M94 (NGC 4736)

M94 (NGC 4736)

M94. Image credit: NOAO/AURA/NSF.

M94 (NGC 4736) is an unusual spiral galaxy (type Sab) in the constellation Canes Venatici. The bright inner region of M94 is surrounded by a ring in which active star formation is taking place as indicated by the presence of luminous, blue clusters. Exterior to this is another, much fainter, ring comprised of an older yellowish stellar population. In the outskirts, this region ends again in a ring with moderate star formation activity, so that M94 is one of a relatively rare class of galaxies in which two waves of star formation are evident. In long exposures, a further very faint ring, about 15 arcmin across, can be seen.
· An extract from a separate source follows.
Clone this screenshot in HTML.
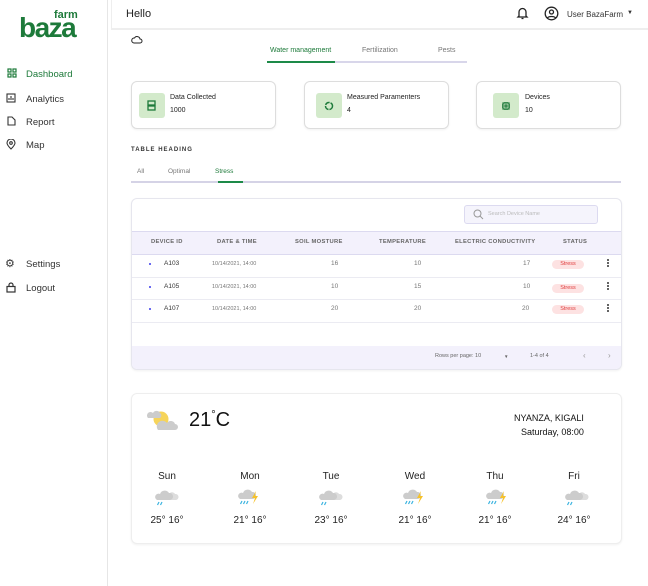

According to one theory, the outward moving rings and bursts of star formation are generated by a rotating bar of stars in the galaxy's nucleus.1


M94 was discovered by Pierre Méchain in 1781. It is part of the M94 group of galaxies, which is also known as the Canes Venatici I group.


visual magnitude 8.1
angular size 11' × 9'
distance 15 million light-years
(4.5 million pc)
position RA 12h 50m 53s,
Dec +41° 07' 12"
other designations UGC 7996, PGC 43495



1. C. Munoz-Tunon, N. Caon, J. Aguerri, L. Alfonso. "The Inner Ring of NGC 4736: Star Formation on a Resonant Pattern." Astronomical Journal, 127, 58–74 (2004).